* Begin Information supplied *
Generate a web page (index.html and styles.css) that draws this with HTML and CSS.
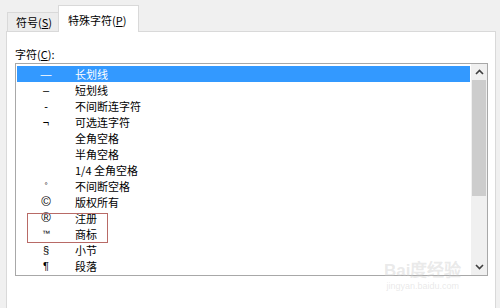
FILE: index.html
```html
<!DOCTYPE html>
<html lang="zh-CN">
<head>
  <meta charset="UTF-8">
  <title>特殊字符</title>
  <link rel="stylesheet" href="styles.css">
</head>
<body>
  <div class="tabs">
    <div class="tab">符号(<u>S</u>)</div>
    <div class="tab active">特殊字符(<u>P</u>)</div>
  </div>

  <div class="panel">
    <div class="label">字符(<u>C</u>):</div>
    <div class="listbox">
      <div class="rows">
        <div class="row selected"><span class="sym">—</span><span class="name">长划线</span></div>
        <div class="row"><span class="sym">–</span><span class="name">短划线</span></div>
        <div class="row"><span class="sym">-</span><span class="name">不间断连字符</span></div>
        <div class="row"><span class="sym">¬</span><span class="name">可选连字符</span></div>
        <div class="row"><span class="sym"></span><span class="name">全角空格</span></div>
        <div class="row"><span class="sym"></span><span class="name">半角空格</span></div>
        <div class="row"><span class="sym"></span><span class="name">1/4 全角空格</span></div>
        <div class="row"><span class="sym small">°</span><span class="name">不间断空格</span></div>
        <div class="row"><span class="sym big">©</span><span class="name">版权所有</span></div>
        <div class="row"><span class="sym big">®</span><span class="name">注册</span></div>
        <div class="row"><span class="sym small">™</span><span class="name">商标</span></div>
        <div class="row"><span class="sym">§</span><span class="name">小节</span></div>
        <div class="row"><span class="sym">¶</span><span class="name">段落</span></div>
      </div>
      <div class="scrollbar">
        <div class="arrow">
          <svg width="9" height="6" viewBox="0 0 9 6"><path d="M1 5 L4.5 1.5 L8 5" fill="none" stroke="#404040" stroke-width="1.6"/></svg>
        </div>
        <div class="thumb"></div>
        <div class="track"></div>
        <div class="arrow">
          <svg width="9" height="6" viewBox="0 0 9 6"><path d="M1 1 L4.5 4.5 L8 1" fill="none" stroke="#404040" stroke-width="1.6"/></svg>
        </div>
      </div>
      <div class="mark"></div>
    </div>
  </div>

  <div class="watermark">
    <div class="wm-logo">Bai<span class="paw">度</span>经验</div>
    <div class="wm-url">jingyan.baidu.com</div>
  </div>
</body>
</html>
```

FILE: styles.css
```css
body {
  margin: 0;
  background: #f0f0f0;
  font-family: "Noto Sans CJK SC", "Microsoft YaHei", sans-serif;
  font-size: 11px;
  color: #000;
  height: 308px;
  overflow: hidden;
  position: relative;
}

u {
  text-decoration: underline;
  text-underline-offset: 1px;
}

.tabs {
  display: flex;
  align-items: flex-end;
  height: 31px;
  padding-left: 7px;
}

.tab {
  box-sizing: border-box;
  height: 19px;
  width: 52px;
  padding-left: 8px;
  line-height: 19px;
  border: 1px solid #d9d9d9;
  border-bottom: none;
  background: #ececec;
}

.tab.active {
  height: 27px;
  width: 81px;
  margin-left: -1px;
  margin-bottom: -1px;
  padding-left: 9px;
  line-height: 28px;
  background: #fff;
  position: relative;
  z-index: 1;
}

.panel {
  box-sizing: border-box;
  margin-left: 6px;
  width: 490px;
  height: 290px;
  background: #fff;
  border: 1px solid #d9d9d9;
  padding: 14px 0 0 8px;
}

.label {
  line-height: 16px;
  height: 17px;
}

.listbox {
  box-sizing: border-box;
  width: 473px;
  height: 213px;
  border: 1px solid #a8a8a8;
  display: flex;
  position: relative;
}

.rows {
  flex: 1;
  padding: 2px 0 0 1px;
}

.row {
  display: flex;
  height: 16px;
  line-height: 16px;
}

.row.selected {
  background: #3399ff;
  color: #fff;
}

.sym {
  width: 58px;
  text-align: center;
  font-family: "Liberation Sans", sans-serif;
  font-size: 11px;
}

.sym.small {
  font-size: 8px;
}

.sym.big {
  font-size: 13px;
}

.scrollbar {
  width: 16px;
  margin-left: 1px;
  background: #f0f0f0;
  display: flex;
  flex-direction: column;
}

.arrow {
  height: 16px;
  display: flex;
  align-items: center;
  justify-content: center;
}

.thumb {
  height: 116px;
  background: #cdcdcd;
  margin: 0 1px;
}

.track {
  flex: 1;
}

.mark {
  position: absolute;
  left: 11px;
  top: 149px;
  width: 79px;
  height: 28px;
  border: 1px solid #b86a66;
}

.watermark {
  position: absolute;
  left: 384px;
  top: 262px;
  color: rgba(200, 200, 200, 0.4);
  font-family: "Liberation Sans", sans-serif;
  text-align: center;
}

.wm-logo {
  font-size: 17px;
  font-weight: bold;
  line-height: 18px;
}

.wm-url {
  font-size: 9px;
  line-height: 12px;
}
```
* End Information supplied *
Transcribe the listing in full. Omit the pictures and keep every line exact.

Generate a web page (index.html and styles.css) that draws this with HTML and CSS.
FILE: index.html
```html
<!DOCTYPE html>
<html lang="zh-CN">
<head>
  <meta charset="UTF-8">
  <title>特殊字符</title>
  <link rel="stylesheet" href="styles.css">
</head>
<body>
  <div class="tabs">
    <div class="tab">符号(<u>S</u>)</div>
    <div class="tab active">特殊字符(<u>P</u>)</div>
  </div>

  <div class="panel">
    <div class="label">字符(<u>C</u>):</div>
    <div class="listbox">
      <div class="rows">
        <div class="row selected"><span class="sym">—</span><span class="name">长划线</span></div>
        <div class="row"><span class="sym">–</span><span class="name">短划线</span></div>
        <div class="row"><span class="sym">-</span><span class="name">不间断连字符</span></div>
        <div class="row"><span class="sym">¬</span><span class="name">可选连字符</span></div>
        <div class="row"><span class="sym"></span><span class="name">全角空格</span></div>
        <div class="row"><span class="sym"></span><span class="name">半角空格</span></div>
        <div class="row"><span class="sym"></span><span class="name">1/4 全角空格</span></div>
        <div class="row"><span class="sym small">°</span><span class="name">不间断空格</span></div>
        <div class="row"><span class="sym big">©</span><span class="name">版权所有</span></div>
        <div class="row"><span class="sym big">®</span><span class="name">注册</span></div>
        <div class="row"><span class="sym small">™</span><span class="name">商标</span></div>
        <div class="row"><span class="sym">§</span><span class="name">小节</span></div>
        <div class="row"><span class="sym">¶</span><span class="name">段落</span></div>
      </div>
      <div class="scrollbar">
        <div class="arrow">
          <svg width="9" height="6" viewBox="0 0 9 6"><path d="M1 5 L4.5 1.5 L8 5" fill="none" stroke="#404040" stroke-width="1.6"/></svg>
        </div>
        <div class="thumb"></div>
        <div class="track"></div>
        <div class="arrow">
          <svg width="9" height="6" viewBox="0 0 9 6"><path d="M1 1 L4.5 4.5 L8 1" fill="none" stroke="#404040" stroke-width="1.6"/></svg>
        </div>
      </div>
      <div class="mark"></div>
    </div>
  </div>

  <div class="watermark">
    <div class="wm-logo">Bai<span class="paw">度</span>经验</div>
    <div class="wm-url">jingyan.baidu.com</div>
  </div>
</body>
</html>
```

FILE: styles.css
```css
body {
  margin: 0;
  background: #f0f0f0;
  font-family: "Noto Sans CJK SC", "Microsoft YaHei", sans-serif;
  font-size: 11px;
  color: #000;
  height: 308px;
  overflow: hidden;
  position: relative;
}

u {
  text-decoration: underline;
  text-underline-offset: 1px;
}

.tabs {
  display: flex;
  align-items: flex-end;
  height: 31px;
  padding-left: 7px;
}

.tab {
  box-sizing: border-box;
  height: 19px;
  width: 52px;
  padding-left: 8px;
  line-height: 19px;
  border: 1px solid #d9d9d9;
  border-bottom: none;
  background: #ececec;
}

.tab.active {
  height: 27px;
  width: 81px;
  margin-left: -1px;
  margin-bottom: -1px;
  padding-left: 9px;
  line-height: 28px;
  background: #fff;
  position: relative;
  z-index: 1;
}

.panel {
  box-sizing: border-box;
  margin-left: 6px;
  width: 490px;
  height: 290px;
  background: #fff;
  border: 1px solid #d9d9d9;
  padding: 14px 0 0 8px;
}

.label {
  line-height: 16px;
  height: 17px;
}

.listbox {
  box-sizing: border-box;
  width: 473px;
  height: 213px;
  border: 1px solid #a8a8a8;
  display: flex;
  position: relative;
}

.rows {
  flex: 1;
  padding: 2px 0 0 1px;
}

.row {
  display: flex;
  height: 16px;
  line-height: 16px;
}

.row.selected {
  background: #3399ff;
  color: #fff;
}

.sym {
  width: 58px;
  text-align: center;
  font-family: "Liberation Sans", sans-serif;
  font-size: 11px;
}

.sym.small {
  font-size: 8px;
}

.sym.big {
  font-size: 13px;
}

.scrollbar {
  width: 16px;
  margin-left: 1px;
  background: #f0f0f0;
  display: flex;
  flex-direction: column;
}

.arrow {
  height: 16px;
  display: flex;
  align-items: center;
  justify-content: center;
}

.thumb {
  height: 116px;
  background: #cdcdcd;
  margin: 0 1px;
}

.track {
  flex: 1;
}

.mark {
  position: absolute;
  left: 11px;
  top: 149px;
  width: 79px;
  height: 28px;
  border: 1px solid #b86a66;
}

.watermark {
  position: absolute;
  left: 384px;
  top: 262px;
  color: rgba(200, 200, 200, 0.4);
  font-family: "Liberation Sans", sans-serif;
  text-align: center;
}

.wm-logo {
  font-size: 17px;
  font-weight: bold;
  line-height: 18px;
}

.wm-url {
  font-size: 9px;
  line-height: 12px;
}
```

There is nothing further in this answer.